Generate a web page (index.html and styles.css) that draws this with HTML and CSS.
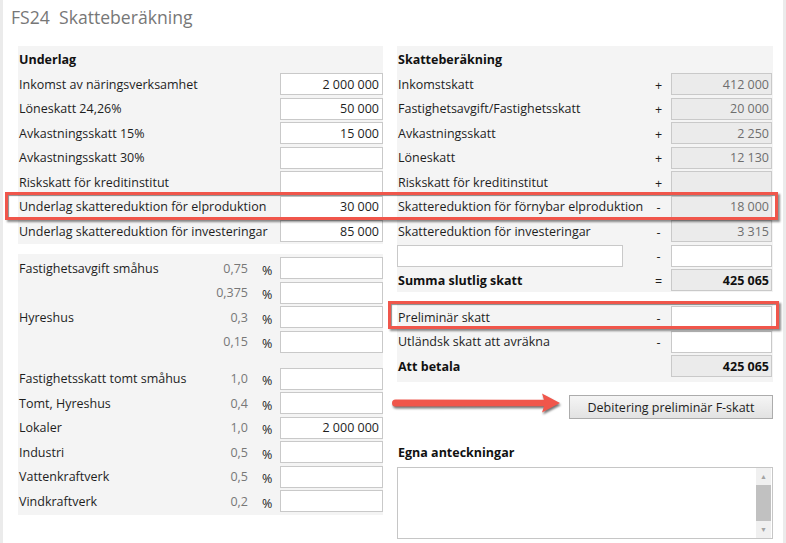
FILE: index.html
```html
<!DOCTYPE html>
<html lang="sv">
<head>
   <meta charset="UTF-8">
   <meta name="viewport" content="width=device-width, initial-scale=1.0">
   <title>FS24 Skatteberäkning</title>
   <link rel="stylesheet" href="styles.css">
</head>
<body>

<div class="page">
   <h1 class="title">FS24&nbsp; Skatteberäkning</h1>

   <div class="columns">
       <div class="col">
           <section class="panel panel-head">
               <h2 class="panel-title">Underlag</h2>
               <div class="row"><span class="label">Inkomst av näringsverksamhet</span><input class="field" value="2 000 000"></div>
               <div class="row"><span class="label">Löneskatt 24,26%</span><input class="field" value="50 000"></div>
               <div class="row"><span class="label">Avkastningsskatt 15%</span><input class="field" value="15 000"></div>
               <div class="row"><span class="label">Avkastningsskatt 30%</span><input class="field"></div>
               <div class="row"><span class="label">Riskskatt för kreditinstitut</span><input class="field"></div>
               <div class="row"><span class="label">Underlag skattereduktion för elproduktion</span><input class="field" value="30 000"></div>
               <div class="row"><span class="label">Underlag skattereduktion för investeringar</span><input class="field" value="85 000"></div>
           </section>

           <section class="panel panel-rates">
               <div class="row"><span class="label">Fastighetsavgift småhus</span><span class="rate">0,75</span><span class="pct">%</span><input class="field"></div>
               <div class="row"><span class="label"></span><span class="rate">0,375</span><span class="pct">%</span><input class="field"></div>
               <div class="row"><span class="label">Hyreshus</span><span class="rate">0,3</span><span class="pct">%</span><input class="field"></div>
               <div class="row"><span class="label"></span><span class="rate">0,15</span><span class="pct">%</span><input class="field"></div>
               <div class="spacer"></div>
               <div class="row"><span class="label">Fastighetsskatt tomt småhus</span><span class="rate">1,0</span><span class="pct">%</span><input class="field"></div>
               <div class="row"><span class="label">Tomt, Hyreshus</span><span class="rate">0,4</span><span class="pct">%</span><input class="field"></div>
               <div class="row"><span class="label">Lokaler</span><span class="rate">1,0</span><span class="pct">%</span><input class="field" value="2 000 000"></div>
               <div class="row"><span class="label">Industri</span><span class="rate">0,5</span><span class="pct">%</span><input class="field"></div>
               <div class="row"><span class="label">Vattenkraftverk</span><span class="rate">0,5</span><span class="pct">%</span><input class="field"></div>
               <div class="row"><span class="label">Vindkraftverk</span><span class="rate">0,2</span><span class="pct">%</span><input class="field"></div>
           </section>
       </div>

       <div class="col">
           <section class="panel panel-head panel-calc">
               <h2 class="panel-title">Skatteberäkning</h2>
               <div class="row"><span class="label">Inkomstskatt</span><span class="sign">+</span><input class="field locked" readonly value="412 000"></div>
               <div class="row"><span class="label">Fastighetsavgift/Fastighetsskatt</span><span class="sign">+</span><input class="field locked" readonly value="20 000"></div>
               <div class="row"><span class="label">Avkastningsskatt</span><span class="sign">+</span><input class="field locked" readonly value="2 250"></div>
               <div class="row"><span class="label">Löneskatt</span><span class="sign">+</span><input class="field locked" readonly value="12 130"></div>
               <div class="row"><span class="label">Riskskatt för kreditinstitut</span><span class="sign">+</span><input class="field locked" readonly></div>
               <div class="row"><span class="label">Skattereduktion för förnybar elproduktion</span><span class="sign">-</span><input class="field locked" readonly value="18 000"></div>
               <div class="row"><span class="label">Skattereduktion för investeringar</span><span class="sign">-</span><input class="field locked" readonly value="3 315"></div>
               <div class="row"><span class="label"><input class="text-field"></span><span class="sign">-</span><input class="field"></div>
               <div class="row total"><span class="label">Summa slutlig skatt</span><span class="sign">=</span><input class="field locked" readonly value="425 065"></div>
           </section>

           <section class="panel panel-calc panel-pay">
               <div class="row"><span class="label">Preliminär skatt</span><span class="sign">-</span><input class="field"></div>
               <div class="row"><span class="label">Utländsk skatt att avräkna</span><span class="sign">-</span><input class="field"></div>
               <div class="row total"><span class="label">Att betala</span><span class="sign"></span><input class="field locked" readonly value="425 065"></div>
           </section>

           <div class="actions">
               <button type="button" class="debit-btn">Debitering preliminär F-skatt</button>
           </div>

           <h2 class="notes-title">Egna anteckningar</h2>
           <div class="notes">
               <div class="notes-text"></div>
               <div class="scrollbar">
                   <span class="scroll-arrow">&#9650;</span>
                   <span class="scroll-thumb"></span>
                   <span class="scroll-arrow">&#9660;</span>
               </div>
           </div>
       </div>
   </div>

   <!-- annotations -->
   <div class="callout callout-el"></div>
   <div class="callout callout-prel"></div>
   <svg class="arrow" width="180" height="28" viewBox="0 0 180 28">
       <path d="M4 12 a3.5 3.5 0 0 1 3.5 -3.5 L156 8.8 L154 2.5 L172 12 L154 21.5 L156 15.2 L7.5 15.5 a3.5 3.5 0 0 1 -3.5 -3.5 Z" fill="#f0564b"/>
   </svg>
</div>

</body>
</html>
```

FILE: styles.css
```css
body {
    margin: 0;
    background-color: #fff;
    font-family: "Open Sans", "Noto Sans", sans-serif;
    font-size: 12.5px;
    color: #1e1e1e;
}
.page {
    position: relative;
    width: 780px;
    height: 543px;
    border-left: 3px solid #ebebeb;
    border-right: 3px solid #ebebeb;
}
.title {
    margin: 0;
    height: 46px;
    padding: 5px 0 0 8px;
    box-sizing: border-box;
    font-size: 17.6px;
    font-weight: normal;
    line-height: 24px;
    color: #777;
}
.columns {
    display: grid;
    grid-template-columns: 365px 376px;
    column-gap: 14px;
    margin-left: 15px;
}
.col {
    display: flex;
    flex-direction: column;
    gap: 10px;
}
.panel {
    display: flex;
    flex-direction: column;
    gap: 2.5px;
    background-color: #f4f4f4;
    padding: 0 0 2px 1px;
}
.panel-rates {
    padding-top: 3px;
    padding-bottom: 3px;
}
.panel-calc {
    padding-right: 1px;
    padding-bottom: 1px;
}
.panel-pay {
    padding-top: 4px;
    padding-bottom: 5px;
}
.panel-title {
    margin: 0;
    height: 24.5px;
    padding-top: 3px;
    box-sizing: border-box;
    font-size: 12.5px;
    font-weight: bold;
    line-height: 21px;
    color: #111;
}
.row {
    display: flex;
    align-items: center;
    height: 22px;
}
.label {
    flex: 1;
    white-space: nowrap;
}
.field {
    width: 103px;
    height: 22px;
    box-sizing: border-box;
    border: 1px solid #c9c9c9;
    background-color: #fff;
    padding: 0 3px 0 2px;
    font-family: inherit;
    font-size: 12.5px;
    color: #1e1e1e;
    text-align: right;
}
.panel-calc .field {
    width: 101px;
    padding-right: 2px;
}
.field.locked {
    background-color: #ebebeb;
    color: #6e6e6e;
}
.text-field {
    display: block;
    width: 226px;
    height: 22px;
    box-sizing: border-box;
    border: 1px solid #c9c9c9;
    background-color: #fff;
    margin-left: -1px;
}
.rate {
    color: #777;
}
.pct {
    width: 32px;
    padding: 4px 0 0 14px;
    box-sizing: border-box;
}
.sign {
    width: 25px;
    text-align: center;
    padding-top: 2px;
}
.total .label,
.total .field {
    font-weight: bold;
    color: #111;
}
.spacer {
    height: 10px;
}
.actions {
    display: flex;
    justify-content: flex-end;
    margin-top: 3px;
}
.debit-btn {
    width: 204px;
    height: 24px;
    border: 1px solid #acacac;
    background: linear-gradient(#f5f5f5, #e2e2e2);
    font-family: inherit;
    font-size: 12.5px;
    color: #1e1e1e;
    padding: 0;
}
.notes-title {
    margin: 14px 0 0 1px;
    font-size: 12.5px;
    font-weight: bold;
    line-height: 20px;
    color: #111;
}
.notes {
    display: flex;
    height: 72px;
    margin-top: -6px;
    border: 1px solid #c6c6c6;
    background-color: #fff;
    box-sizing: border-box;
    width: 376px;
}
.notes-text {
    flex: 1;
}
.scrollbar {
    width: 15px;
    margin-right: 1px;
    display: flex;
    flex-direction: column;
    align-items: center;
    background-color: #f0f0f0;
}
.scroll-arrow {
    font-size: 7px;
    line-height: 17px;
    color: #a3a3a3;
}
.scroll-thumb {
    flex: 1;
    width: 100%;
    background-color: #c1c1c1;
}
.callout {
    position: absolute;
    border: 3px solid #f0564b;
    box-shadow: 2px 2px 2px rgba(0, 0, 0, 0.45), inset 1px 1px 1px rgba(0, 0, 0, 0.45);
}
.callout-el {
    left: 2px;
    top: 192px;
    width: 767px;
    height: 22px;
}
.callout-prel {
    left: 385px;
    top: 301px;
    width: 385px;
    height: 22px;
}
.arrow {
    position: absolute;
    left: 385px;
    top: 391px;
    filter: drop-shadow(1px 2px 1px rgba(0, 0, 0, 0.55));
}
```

+++

### What you should do
Using the data above, say how many lines include "styles". No other reply is needed.

### Problem solution
3